The selection covers casting molds across jewelry blanks (1 inch rounds, discs, and squares for Cast-A-Cab work), ornaments and icicles (cardinals, deer, snowflakes, faceted and crystal flakes, Christmas trees, Christmas pickles), garden and yard stakes (bees, bunnies and carrots, dandy daisies), tiles in 4 inch and 6 inch formats, dragonfly and butterfly motifs, florals like columbine and magnolia fritters, double succulents, dot coasters, bowl and extra small easels, bar handle and knob molds, bails, and cylinder dam molds for billet or ingot pours. The assortment includes molds and select casting tools from leading brands in the field.
Pick by finished form first, then by the glass you plan to feed it. Many molds here are designed for frit or compatible sheet scrap, and deeper casting forms and dam-style molds can also take larger glass charges when the mold instructions support it; they work across COE 90 and COE 96 systems since the mold material itself is COE neutral.
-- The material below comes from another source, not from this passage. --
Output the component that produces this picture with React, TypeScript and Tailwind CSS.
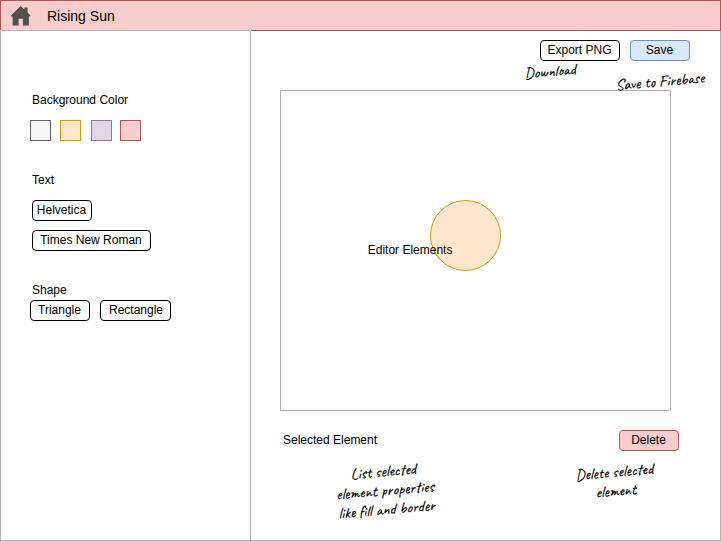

Smaller jewelry and Cast-A-Cab molds are good for testing color blends with limited glass, while tiles, easels, and ornament molds give you more surface for layering frit, stringers, or shards.
Casting molds need to be prepped with kiln wash or boron nitride before each firing to keep glass from sticking and to protect mold detail. Schedules vary by glass volume and mold depth: deeper pours need longer ramps and a higher process hold to let the glass flow fully into the relief, followed by a controlled anneal soak sized to the thickest finished area. Fire on a flat, level shelf and avoid overfilling so glass does not spill onto the kiln floor. With proper prep and reasonable firing temperatures, these molds are reusable across many firings.
Finished casts serve as pendants and cabochons, suncatchers, seasonal ornaments, garden and plant stakes, drawer pulls and cabinet knobs, coasters, decorative tiles, votive accents, and small sculptural objects. Many makers build a repeatable line of retail pieces from a handful of molds, while others combine cast elements with sheet glass, copper foil, or leaded panels for mixed work.